Nel fascicolo del dieci dicembre, il paludato e compassato The Economist, definisce Matteo Renzi Il Rottamato e si chiede perché non cerchi di salvare quel po’ di reputazione che gli resta mantenendo l’impegno di lasciare la politica in caso di sconfitta al referendum costituzionale. Alla Casa Bianca sono furiosi: la telefonata di “condoglianze” fatta da Obama a Renzi (dopo lunghe e incessanti richieste della diplomazia italiana) sarebbe dovuta restare segreta o riservata, non spiattellata da Filippo Sensi a tutti i giornali e giornalisti italiani. Gli altri giornali stranieri, anche se non sempre così duri come The Economist, non presentano analisi meno severe. Soprattutto in Europa, dove – sottolineano – l’Italia di (mal)governo Renzi è una mina per il resto del continente.
Ormai che non ha avuto più il reincarico, si agita tanto non solo per tenere saldi le redini sulla sua “visione dell’avvenire dell’Italia”, quanto per qualcosa di più tangibile: le nomine. In primavera, scadono gli incarichi di presidenti, consigli di amministrazione e amministratori delegati di gran parte dell’economia italiana in cui la mano pubblica conta ancora: Eni, Enel, Terna, Leonardo (ex Finmeccanica), Poste, nonché Agenzia delle Entrate, Agenzia del Demanio e numerose piccole istituzioni.
La legge n. 444 del 15 luglio 1994 ha disciplinato la prorogatio degli organi amministrativi, la cui configurabilità era stata a lungo dibattuta in dottrina e in giurisprudenza. Essa consente la proroga degli organi dello Stato, degli enti pubblici o a partecipazione pubblica, per i 45 giorni successivi alla scadenza; durante questo periodo possono essere adottati atti di ordinaria amministrazione e atti urgenti e indifferibili, con indicazione dei motivi di urgenza e di indifferibilità. Renzi vuole avere le mani in pasta nel distribuire poltrone a destra e a manca e, quindi, benemerenze per la sua rentrée in politica (se mai abbia vera intenzione di effettuare almeno un sabbatical). Ha anche proposto che Luca Lotti resti a palazzo Chigi per presidiare in suo nome.
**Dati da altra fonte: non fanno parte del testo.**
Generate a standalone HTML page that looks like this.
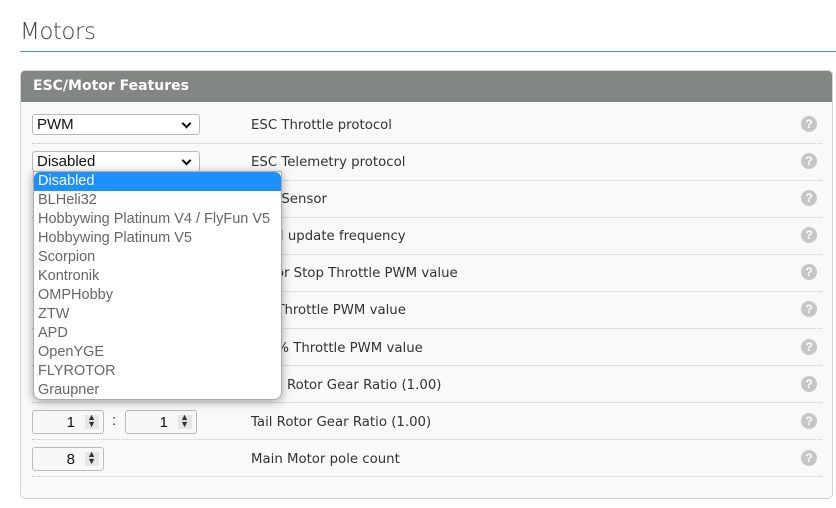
<!DOCTYPE html>
<html><head><style>
*{box-sizing:border-box}
body{margin:0;width:836px;height:508px;background:#fff;font-family:"Liberation Sans",sans-serif;position:relative;overflow:hidden}
.abs{position:absolute}
h1{position:absolute;left:20px;top:19px;margin:0;font-weight:300;font-size:23px;color:#444;font-family:"DejaVu Sans","Liberation Sans",sans-serif;letter-spacing:-0.5px}
.hr{left:20px;top:51px;width:816px;height:0;border-top:1px solid #2fa3dc}
.panel{left:20px;top:70px;width:813px;height:429px;border:1px solid #d4d4d4;border-radius:5px;background:#f9f9f9;overflow:hidden}
.ph{left:0;top:0;right:0;height:31px;background:#828784;color:#fff;font-weight:bold;font-size:14px;padding:7px 0 0 12px;font-family:"DejaVu Sans",sans-serif}
.sep{left:32px;width:790px;height:0;border-top:1px dotted #c8c8c8}
.lbl{left:251px;color:#333;font-family:"DejaVu Sans",sans-serif;font-size:13.3px}
.q{left:801px;width:16px;height:16px;border-radius:50%;background:#c6c6c6;color:#fff;font-weight:bold;font-size:12px;text-align:center;line-height:16px}
.sel{left:32px;width:168px;height:21px;border:1px solid #b9b9b9;border-radius:3px;background:#fff;font-size:15px;color:#111;padding:1px 0 0 4px}
.sel:after{content:"";position:absolute;right:9px;top:5px;width:5px;height:5px;border-right:2px solid #111;border-bottom:2px solid #111;transform:rotate(45deg)}
.num{width:72px;height:24px;border:1px solid #bcbcbc;border-radius:3px;background:#f8f8f8;font-size:15px;text-align:right;padding:3px 28px 0 0;color:#111}
.num:after{content:"";position:absolute;right:4px;top:4px;width:14px;height:14px;background:#e6e6e6}
.num i{position:absolute;right:7px;top:3px;font-style:normal;font-size:9px;line-height:7px;color:#333;z-index:1}
.dd{left:33px;top:171px;width:249px;height:229px;background:#fff;border:1px solid #aaa;border-radius:0 0 8px 8px;box-shadow:0 2px 10px rgba(0,0,0,.35);overflow:hidden}
.dd div{height:19px;font-size:14.5px;color:#666;padding:1px 0 0 4px;line-height:17px}
.dd .on{background:#1e8fff;color:#fff;border-radius:6px 6px 0 0}
</style></head><body>
<h1>Motors</h1>
<div class="abs hr"></div>
<div class="abs panel"><div class="abs ph">ESC/Motor Features</div></div>

<div class="abs sep" style="top:143px"></div>
<div class="abs sep" style="top:180px"></div>
<div class="abs sep" style="top:217px"></div>
<div class="abs sep" style="top:254px"></div>
<div class="abs sep" style="top:291px"></div>
<div class="abs sep" style="top:328px"></div>
<div class="abs sep" style="top:365px"></div>
<div class="abs sep" style="top:402px"></div>
<div class="abs sep" style="top:439px"></div>
<div class="abs sep" style="top:476px"></div>

<div class="abs lbl" style="top:118px">ESC Throttle protocol</div>
<div class="abs lbl" style="top:155px">ESC Telemetry protocol</div>
<div class="abs lbl" style="top:192px">ESC Sensor</div>
<div class="abs lbl" style="top:229px">PWM update frequency</div>
<div class="abs lbl" style="top:266px">Motor Stop Throttle PWM value</div>
<div class="abs lbl" style="top:303px">0% Throttle PWM value</div>
<div class="abs lbl" style="top:341px">100% Throttle PWM value</div>
<div class="abs lbl" style="top:378px">Main Rotor Gear Ratio (1.00)</div>
<div class="abs lbl" style="top:415px">Tail Rotor Gear Ratio (1.00)</div>
<div class="abs lbl" style="top:452px">Main Motor pole count</div>

<div class="abs q" style="top:116px">?</div>
<div class="abs q" style="top:153px">?</div>
<div class="abs q" style="top:190px">?</div>
<div class="abs q" style="top:227px">?</div>
<div class="abs q" style="top:264px">?</div>
<div class="abs q" style="top:301px">?</div>
<div class="abs q" style="top:339px">?</div>
<div class="abs q" style="top:376px">?</div>
<div class="abs q" style="top:413px">?</div>
<div class="abs q" style="top:450px">?</div>

<div class="abs sel" style="top:114px">PWM</div>
<div class="abs sel" style="top:151px">Disabled</div>

<div class="abs num" style="left:32px;top:410px">1<i>▲<br>▼</i></div>
<div class="abs" style="left:112px;top:412px;font-size:15px;color:#333">:</div>
<div class="abs num" style="left:125px;top:410px">1<i>▲<br>▼</i></div>
<div class="abs num" style="left:32px;top:447px">8<i>▲<br>▼</i></div>

<div class="abs dd">
<div class="on">Disabled</div><div>BLHeli32</div><div>Hobbywing Platinum V4 / FlyFun V5</div><div>Hobbywing Platinum V5</div><div>Scorpion</div><div>Kontronik</div><div>OMPHobby</div><div>ZTW</div><div>APD</div><div>OpenYGE</div><div>FLYROTOR</div><div>Graupner</div>
</div>
</body></html>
All’estero non sono affatto preoccupati per le celebrazioni dei sessanta anni della firma del Trattato di Roma e ancor meno per il G-7 di Taormina: sono pure cerimonie che possono essere svolte dal nuovo Presidente del Consiglio Gentiloni. Sono preoccupati per le riforme che il Governo Renzi, in tre anni a palazzo Chigi, nonha fatto utilizzando come arma di distrazione di massa il riassetto istituzionale: settore finanziario (banche), concorrenza, commercio, mercato del lavoro e, soprattutto, consolidamento della finanza pubblica (invece di distribuire regalini elettorali a destra e a manca).
I mercati finanziari europei sono rimasti abbastanza stabili, nonostante Renzi abbia terrorizzato gli elettori prevedendo un tracollo delle piazze in caso di perdita al referendum. Ma è scoppiata la bomba del Monte dei Paschi di Siena, istituto più antico d’Italia, terzo in numero di correntisti, controllato da anni dal gruppo del Pd vicino a Renzi.
Naufragato il piano di ricapitalizzazione predisposto da JP Morgan e da Mediobanca, dopo un secco no della Banca centrale europea ad altre soluzioni immaginifiche, sta per essere nazionalizzato (a carico dei contribuenti). Il “rottamatore”, distratto anche lui e i suoi fidi dal sogno di cambiare l’Italia per introdurvi un regime alla Francisco Franco, non contento di avere “rottamato” se stesso ha anche “rottamato” una delle più antiche e maggiori banche europee. Avrebbe potuto evitarlo solo se avesse seguito le proposte di un piccolo partito, i Conservatori e Riformisti, di informare, utilizzando anche la pubblicità pubblica televisiva, gli italiani del cambiamento delle regole europee. Non solo, tra le grandi banche, il Monte dei Paschi non è l’unica nei guai, ma anche Unicredit e numerose piccole e medie.
Visto con il cannocchiale, Renzi lascia l’Italia molto peggio di come l’ha trovata: ultima nell’eurozona in termini di crescita per il 2017 (anche peggio della Grecia), con disoccupazione elevatissima, con una minore capacità di produzione manifatturiera. Ora che non è più a palazzo Chigi sccetti la proposta del Governo di Papua Nuova Guinea di andare con le donne e gli uomini a lui più vicini a riformare la Provincia di Enga.